The procedure for equitable applications was that once the chancellor received the application he would subpoena the defendant to court and was required to then right the wrong which existed by clearing his conscious. If the defendant did not then they would be placed in prison until they did. Thus equity was said to act in personam and not in rem.
Some of the equitable remedies include injunction, recission, rectification and specific performance.
At first there was no conflict with the common law, however conflict began to raise its head as in some instances the common law court would grant a remedy and the court of equity would grant an injunction preventing the party from executing their remedy.
As a result of the Earl of Oxford’s case it was advised that where equity and common law conflicted that equity must prevail. The maxims of equity show that equity is meant to deal with fairness thus, he who comes to equity must come with clean hands or he who seeks equity must do equity.
There also developed some criticism of equity where decisions changed from Lord Chancellor to Lord Chancellor and it was said that the equity varied by the length of the lord chancellor’s foot.
Both common law and equity contributed to modern English law, with common law responsible for contract law while equity was found to responsible for the creation of mortgages.
The Courts
A Magistrate’s Court usually comprises Magistrates, known as Justices of the Peaches (JPs). A Court Clerk sits with the JPs to advise them on law and procedure. In some areas, usually in large Metropolitan Towns, a District Judge, or paid professional sits instead of JPs.
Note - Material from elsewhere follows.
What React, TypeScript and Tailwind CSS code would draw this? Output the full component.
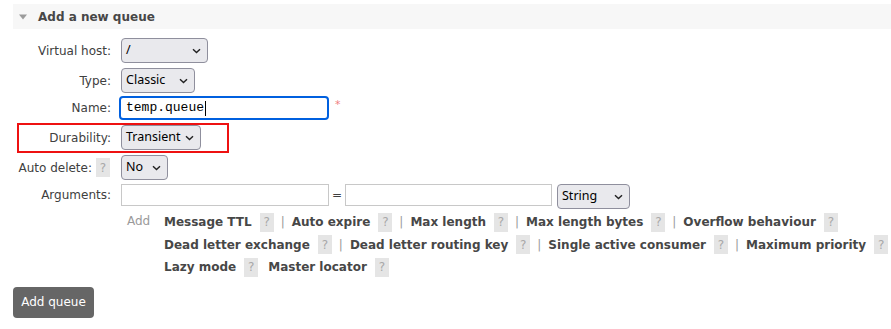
import React from "react";

const txt = "text-[#404040]";

function Chevron() {
  return (
    <svg width="9" height="6" viewBox="0 0 9 6" className="shrink-0">
      <path d="M1 1.2 L4.5 4.6 L8 1.2" fill="none" stroke="#222" strokeWidth="1.4" />
    </svg>
  );
}

function Sel({ value, w }: { value: string; w: string }) {
  return (
    <div
      className={`${w} h-[25px] flex items-center justify-between pl-[4px] pr-[6px] bg-[#e9e9ed] border border-[#8f8f9d] rounded-[4px] text-[12.5px] text-black font-['Noto_Sans',sans-serif]`}
    >
      <span>{value}</span>
      <Chevron />
    </div>
  );
}

function Help() {
  return (
    <span className="inline-flex shrink-0 items-center justify-center w-[14px] h-[19px] bg-[#e5e5e5] text-[#a8a8a8] text-[12px] font-normal">
      ?
    </span>
  );
}

function Bar() {
  return <span className="text-[#9a9a9a] font-normal mx-[7px]">|</span>;
}

function Link({ label, last }: { label: string; last?: boolean }) {
  return (
    <span className="flex items-center shrink-0 whitespace-nowrap">
      <span className="font-bold mr-[8px] text-[#474747]">{label}</span>
      <Help />
      {!last && <Bar />}
    </span>
  );
}

export default function App() {
  return (
    <div className={`w-[891px] h-[329px] bg-white ${txt} text-[12px] font-['DejaVu_Sans',Verdana,sans-serif] pt-[4px] overflow-hidden`}>
      {/* section header */}
      <div className="ml-[13px] h-[25px] bg-[#f7f7f7] flex items-center">
        <svg width="8" height="6" viewBox="0 0 8 6" className="ml-[6px] mr-[11px]">
          <path d="M0 0.5 L8 0.5 L4 5.5 Z" fill="#9b9b9b" />
        </svg>
        <span className="font-bold text-[12px] text-[#474747]">Add a new queue</span>
      </div>

      <div className="flex flex-col mt-[9px]">
        <div className="flex items-center">
          <div className="w-[111px] text-right">Virtual host:</div>
          <div className="ml-[10px]">
            <Sel value="/" w="w-[87px]" />
          </div>
        </div>

        <div className="flex items-center mt-[5px]">
          <div className="w-[111px] text-right">Type:</div>
          <div className="ml-[10px]">
            <Sel value="Classic" w="w-[74px]" />
          </div>
        </div>

        <div className="flex items-center mt-[3px]">
          <div className="w-[111px] text-right">Name:</div>
          <div className="ml-[8px] w-[210px] h-[24px] border-2 border-[#0060df] rounded-[4px] flex items-center pl-[5px] text-black text-[13px] font-['Liberation_Mono',monospace]">
            temp.queue
            <span className="w-px h-[15px] bg-black ml-[1px]" />
          </div>
          <span className="ml-[6px] text-[#f08080] text-[11px] self-start mt-[1px]">*</span>
        </div>

        <div className="flex items-center mt-[5px] relative">
          <div className="w-[111px] text-right">Durability:</div>
          <div className="ml-[10px]">
            <Sel value="Transient" w="w-[80px]" />
          </div>
          <div className="absolute left-[17px] top-[-2px] w-[212px] h-[30px] border-2 border-[#ee1111]" />
        </div>

        <div className="flex items-center mt-[5px]">
          <div className="w-[111px] flex items-center justify-end">
            <span className="mr-[4px]">Auto delete:</span>
            <span className="mr-[1px] flex">
              <Help />
            </span>
          </div>
          <div className="ml-[10px]">
            <Sel value="No" w="w-[47px]" />
          </div>
        </div>

        <div className="flex items-start mt-[4px]">
          <div className="w-[111px] text-right h-[22px] flex items-center justify-end">Arguments:</div>
          <div className="ml-[10px] w-[208px] h-[22px] border border-[#c8c8c8]" />
          <span className="w-[16px] h-[22px] flex items-center justify-center">=</span>
          <div className="w-[207px] h-[22px] border border-[#c8c8c8]" />
          <div className="ml-[5px]">
            <Sel value="String" w="w-[73px]" />
          </div>
        </div>

        <div className="flex mt-[2px]">
          <div className="w-[164px] shrink-0 pl-[127px] text-[#9a9a9a] pt-[1px]">Add</div>
          <div className="flex flex-col">
            <div className="h-[22.5px] flex items-center">
              <Link label="Message TTL" />
              <Link label="Auto expire" />
              <Link label="Max length" />
              <Link label="Max length bytes" />
              <Link label="Overflow behaviour" last />
            </div>
            <div className="h-[22.5px] flex items-center">
              <Link label="Dead letter exchange" />
              <Link label="Dead letter routing key" />
              <Link label="Single active consumer" />
              <Link label="Maximum priority" last />
            </div>
            <div className="h-[22.5px] flex items-center">
              <Link label="Lazy mode" last />
              <span className="ml-[10px]" />
              <Link label="Master locator" last />
            </div>
          </div>
        </div>

        <div className="ml-[13px] mt-[8px]">
          <button className="w-[81px] h-[31px] bg-[#666666] rounded-[4px] text-white text-[12px] font-['DejaVu_Sans',sans-serif]">
            Add queue
          </button>
        </div>
      </div>
    </div>
  );
}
All cases start in Magistrate’s Courts. Magistrates Courts deal with summary offences, which are the least serious criminal offences. They also deal with plea before venue or either way cases, i.e. those that can be tried in Magistrates’ Courts or the Crown Court, and not guilty trials on either way offences that are suitable for summary trial if the defendant does not elect to be tried by a jury.
Youth Courts are special Magistrates’ Courts which deal with all but the most serious charges against people aged between ten (the age of criminal responsibility) and under 18. JPs are specially trained to sit in Youth Courts.
Crown Court Centres deal with indictable offences, the most serious offences, which are trial by Judge and Jury.
Crown Courts are found at around 90 venues, in six regional areas called circuits.
They are presided over by High Court Judges, Circuit Judges and part-time Recorders. The type of Judge who presides over a case with a Jury depends on which the Crown Court the case is heard at.